One thing that I’ve realized about myself over time is that although I put on this air of not caring about what others think, the truth is that I care incredibly much. Sometimes that means that I only put a partial picture display for others to see, and keep the aches on the inside. The difficulty of course is that it’s not REAL. I don’t think Noah would approve. 🙂 So, you may detect a bit of a shift in the tone of my writing.
If you didn’t hear, we officially moved in with Melissa’s parents in Glenwood, Iowa. They’re good people… the kind that you love to hang out with and relax with no agenda. It’s gorgeous out here to boot! I’ll put some pictures up later. Sadly, it’s hard being further away from all of our friends and family in Omaha, but thankfully the added peace and quiet has enabled us to focus more on our preparations.
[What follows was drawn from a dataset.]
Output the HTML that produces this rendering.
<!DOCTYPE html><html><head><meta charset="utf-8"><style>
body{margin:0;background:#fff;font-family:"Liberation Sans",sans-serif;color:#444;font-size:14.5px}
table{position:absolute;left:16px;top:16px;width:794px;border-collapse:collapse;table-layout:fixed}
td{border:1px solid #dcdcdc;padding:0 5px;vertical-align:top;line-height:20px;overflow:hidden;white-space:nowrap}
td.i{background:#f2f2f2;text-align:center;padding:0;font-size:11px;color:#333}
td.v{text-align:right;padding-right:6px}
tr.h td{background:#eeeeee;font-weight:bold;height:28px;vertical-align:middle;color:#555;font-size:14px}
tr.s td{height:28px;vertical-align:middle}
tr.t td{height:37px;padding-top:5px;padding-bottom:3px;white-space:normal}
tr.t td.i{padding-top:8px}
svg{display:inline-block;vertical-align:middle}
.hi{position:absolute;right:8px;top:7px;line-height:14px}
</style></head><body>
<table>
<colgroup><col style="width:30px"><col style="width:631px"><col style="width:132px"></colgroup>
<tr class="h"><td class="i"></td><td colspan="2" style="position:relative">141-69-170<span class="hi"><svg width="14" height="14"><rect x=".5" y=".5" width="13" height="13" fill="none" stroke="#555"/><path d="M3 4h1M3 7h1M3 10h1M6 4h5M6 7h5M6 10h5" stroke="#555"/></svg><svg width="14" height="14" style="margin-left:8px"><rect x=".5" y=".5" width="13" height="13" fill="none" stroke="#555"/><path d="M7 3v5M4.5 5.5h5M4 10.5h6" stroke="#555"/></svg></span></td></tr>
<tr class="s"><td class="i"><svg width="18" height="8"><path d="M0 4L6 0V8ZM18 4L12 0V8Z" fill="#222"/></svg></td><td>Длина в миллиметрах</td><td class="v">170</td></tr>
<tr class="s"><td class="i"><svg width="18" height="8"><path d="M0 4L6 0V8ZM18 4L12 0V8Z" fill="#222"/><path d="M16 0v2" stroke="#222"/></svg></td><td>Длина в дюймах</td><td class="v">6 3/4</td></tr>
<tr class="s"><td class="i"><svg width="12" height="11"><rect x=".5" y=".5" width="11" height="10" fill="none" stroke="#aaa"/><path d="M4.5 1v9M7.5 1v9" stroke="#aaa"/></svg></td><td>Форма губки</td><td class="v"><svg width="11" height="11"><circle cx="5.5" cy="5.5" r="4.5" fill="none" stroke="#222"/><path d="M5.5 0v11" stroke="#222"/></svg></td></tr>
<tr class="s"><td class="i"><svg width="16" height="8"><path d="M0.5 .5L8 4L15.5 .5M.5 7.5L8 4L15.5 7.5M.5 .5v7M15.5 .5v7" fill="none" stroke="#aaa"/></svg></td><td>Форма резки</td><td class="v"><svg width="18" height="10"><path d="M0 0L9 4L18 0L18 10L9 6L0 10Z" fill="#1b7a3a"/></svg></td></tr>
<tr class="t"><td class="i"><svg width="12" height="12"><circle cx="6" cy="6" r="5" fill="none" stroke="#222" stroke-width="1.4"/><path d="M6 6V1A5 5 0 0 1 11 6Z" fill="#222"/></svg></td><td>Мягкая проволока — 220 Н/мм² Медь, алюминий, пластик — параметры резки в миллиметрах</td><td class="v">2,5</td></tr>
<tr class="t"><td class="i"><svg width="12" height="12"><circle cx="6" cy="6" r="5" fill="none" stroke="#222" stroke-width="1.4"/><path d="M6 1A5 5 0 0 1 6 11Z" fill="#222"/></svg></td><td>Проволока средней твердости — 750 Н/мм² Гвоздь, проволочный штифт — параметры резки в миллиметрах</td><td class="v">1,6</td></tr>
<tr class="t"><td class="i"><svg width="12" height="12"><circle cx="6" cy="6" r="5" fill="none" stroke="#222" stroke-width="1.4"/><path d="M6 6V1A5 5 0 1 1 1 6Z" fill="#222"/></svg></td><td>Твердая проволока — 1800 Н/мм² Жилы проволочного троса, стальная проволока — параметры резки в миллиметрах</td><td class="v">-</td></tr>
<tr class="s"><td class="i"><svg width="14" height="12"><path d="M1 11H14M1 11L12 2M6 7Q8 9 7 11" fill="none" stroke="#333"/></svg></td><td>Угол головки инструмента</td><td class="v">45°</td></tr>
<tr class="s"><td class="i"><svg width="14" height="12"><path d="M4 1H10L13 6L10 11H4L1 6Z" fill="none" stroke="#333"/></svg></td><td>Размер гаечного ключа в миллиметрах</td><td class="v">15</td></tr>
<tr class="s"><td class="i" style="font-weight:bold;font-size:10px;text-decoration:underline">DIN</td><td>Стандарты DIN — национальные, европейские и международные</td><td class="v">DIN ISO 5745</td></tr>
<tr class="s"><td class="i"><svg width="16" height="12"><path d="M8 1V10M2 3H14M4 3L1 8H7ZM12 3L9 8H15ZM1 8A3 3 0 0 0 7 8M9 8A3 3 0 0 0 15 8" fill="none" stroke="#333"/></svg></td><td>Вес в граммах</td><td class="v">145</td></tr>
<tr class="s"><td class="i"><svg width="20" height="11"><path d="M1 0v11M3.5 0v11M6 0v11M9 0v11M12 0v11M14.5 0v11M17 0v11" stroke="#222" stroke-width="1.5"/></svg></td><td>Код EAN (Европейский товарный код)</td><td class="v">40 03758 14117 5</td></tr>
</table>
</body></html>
The last year and a half, Melissa and I were living with my brother Gabe and his wife Nicole. You learn a lot of things when you live with other people. Among other things, I learned the value and importance of good communication and mutual respect. I also learned that I can be a pretty selfish person. It was an amazingly wonderful and rich experience, however, and I wouldn’t trade it for the world.
Love you, bro. 🙂
So, I’m learning a lot about expectations lately. Looking back, I think that I expected the support raising process to be easier, and less uncertain. Now that we have 1/10th of the time left that we started with, while still needing over 70% of our monthly support, I know differently.
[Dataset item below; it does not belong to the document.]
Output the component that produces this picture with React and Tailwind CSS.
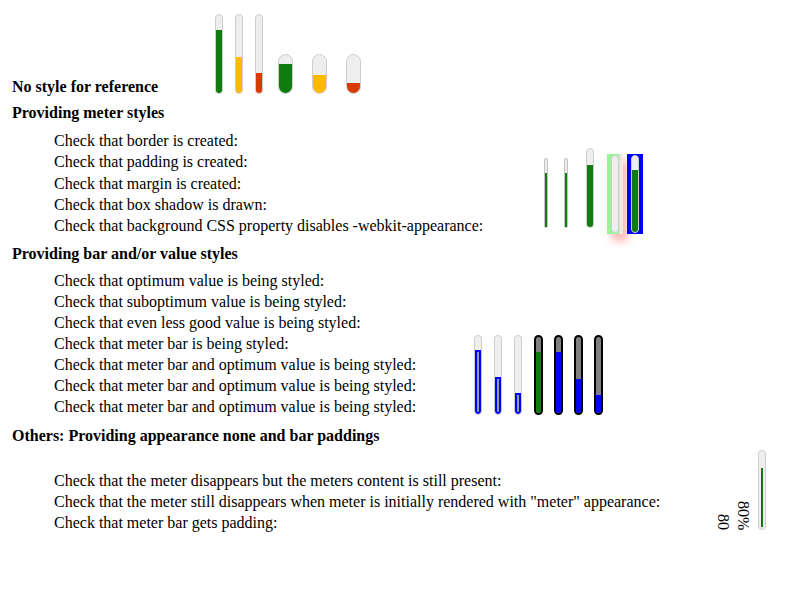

When those expectations didn’t turn out as planned, my default was to blame myself. It’s easy for me to see what we could have done better. But then again hindsight is always 20/20. When I consider other factors than the support that hasn’t come in, I can see that many things have gone wonderfully well. So many have expressed exuberance and excitement about our trip and about supporting us. God has seemingly arranged numerous meetings and opportunities for us to speak with others, and always when it seems like we are depressed or discouraged, someone is there with a bright word.
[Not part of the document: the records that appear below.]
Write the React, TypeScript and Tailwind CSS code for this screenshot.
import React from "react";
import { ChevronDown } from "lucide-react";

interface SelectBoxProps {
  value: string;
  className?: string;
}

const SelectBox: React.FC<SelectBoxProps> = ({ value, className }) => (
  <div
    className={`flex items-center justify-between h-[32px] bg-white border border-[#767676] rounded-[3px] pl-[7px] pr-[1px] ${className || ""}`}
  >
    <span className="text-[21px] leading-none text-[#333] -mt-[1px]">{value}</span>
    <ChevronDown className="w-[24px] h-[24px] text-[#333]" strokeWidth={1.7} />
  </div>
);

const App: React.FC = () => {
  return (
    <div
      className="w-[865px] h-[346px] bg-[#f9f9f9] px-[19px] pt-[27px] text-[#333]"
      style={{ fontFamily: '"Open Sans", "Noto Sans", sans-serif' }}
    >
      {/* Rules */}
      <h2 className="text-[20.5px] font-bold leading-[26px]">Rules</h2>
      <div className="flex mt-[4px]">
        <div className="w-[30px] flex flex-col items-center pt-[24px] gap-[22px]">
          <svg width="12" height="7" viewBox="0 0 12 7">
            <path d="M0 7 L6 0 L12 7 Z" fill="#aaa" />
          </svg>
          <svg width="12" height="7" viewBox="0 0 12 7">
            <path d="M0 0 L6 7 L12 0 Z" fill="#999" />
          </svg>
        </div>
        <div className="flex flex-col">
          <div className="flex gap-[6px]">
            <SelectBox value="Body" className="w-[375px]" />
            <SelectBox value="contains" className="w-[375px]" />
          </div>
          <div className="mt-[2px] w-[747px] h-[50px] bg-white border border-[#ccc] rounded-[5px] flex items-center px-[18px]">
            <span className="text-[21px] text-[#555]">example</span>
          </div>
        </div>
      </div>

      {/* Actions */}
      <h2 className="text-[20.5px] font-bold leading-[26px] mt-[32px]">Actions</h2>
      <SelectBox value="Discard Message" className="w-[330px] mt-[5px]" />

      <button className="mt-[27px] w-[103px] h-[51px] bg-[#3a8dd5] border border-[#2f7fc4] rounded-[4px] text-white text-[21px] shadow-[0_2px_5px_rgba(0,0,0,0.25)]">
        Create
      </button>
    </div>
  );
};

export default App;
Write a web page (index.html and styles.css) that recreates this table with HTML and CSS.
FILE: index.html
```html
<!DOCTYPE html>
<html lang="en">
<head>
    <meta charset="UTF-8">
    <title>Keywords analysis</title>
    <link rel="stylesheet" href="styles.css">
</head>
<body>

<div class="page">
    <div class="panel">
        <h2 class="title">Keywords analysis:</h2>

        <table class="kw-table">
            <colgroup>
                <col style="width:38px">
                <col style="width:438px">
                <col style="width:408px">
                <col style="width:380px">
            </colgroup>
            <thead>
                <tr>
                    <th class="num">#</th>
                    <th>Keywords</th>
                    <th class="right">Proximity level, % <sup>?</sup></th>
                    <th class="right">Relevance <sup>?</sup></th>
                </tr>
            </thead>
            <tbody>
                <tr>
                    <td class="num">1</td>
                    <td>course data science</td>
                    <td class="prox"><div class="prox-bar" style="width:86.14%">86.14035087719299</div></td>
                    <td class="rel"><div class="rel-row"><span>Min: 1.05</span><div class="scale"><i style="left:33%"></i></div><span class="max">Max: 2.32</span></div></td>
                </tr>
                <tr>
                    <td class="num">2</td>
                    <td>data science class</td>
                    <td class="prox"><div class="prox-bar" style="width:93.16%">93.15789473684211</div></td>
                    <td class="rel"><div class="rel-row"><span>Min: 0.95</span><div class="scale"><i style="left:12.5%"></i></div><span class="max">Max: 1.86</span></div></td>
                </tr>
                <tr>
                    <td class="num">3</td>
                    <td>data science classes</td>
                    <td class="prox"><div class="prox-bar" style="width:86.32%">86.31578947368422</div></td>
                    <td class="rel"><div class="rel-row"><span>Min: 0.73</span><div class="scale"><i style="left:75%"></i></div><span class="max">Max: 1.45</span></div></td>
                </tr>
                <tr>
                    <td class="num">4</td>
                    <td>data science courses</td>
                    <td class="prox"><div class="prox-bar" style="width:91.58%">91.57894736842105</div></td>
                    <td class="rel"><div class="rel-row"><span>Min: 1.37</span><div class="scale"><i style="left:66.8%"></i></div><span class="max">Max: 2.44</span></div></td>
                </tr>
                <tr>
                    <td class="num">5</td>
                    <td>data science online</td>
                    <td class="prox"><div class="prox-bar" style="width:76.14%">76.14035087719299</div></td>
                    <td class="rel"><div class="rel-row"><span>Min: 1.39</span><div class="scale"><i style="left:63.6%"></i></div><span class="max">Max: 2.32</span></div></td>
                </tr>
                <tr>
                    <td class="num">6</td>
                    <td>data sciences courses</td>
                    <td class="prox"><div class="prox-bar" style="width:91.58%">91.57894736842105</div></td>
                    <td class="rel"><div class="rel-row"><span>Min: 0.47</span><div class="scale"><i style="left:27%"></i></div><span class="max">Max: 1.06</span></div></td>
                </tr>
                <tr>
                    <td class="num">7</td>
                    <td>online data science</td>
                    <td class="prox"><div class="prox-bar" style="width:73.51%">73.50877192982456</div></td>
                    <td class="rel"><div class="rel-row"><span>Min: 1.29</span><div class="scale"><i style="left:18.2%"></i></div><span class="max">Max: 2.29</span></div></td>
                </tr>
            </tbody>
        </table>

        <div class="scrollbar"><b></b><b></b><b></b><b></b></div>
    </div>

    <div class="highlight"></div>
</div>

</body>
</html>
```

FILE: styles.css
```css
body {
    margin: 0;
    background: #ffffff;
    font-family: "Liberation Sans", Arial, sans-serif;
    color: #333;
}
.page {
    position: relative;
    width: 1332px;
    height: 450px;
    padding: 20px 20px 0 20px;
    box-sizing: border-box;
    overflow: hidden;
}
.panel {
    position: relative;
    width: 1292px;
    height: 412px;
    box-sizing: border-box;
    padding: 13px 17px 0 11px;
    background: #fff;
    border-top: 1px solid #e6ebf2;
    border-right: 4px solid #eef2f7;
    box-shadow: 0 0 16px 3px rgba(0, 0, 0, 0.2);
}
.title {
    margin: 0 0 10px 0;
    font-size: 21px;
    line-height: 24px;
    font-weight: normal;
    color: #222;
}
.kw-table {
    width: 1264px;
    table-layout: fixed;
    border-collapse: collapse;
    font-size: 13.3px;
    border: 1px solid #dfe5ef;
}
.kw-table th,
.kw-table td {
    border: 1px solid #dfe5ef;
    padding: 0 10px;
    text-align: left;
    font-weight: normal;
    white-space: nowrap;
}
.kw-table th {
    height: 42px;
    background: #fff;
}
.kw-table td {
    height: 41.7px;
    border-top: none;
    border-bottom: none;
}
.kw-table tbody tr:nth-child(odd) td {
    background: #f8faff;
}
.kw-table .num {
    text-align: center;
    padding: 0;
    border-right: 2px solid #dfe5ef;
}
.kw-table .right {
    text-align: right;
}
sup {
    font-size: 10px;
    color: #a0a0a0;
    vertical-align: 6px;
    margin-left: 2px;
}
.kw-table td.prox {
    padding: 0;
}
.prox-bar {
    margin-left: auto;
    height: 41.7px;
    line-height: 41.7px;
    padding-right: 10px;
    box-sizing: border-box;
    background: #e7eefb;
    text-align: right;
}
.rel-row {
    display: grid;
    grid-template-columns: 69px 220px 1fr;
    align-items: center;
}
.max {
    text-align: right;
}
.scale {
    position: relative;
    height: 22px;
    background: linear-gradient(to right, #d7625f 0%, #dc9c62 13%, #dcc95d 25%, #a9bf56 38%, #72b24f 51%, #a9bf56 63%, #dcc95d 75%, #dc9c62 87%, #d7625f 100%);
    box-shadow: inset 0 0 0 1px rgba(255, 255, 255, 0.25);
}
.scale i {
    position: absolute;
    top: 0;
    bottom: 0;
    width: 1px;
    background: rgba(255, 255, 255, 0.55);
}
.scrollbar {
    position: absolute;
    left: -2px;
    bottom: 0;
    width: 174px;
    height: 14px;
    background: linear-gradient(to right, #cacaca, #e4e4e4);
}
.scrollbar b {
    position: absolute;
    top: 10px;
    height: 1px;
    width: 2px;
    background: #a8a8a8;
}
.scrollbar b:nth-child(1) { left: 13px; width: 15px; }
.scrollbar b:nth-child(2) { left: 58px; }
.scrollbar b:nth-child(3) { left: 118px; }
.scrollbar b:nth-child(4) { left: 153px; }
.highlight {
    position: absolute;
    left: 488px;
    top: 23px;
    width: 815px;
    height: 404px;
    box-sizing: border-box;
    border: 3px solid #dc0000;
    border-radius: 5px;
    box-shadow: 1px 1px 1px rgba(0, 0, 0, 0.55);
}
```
And so I find myself in this strange place. It feels like a roller coaster, where I start getting frustrated and discouraged about the idea that things may not come together… there’s so much doubt and uncertainty, particularly because God doesn’t seem to want to reveal to me everything that he has planned (grrr… ;)) But when I’m feeling low, there’s always comfort that I can hold on to hope, and trust that He knows the way, no matter what lies ahead, and someone inevitably comes and speaks encouragement to me.
I know I don’t say it much, but I really appreciate it.
I think it was about 5 years ago that my Pastor asked me to select a picture to define what I wanted my walk with God to look like, and I remember that this was the picture that I chose.
At the end of the day, when the anticipation, excitement and doubt rests, it’s exciting to know that God is carefully leading us by the hand into the unknown. Somehow, I know that everything will work out alright.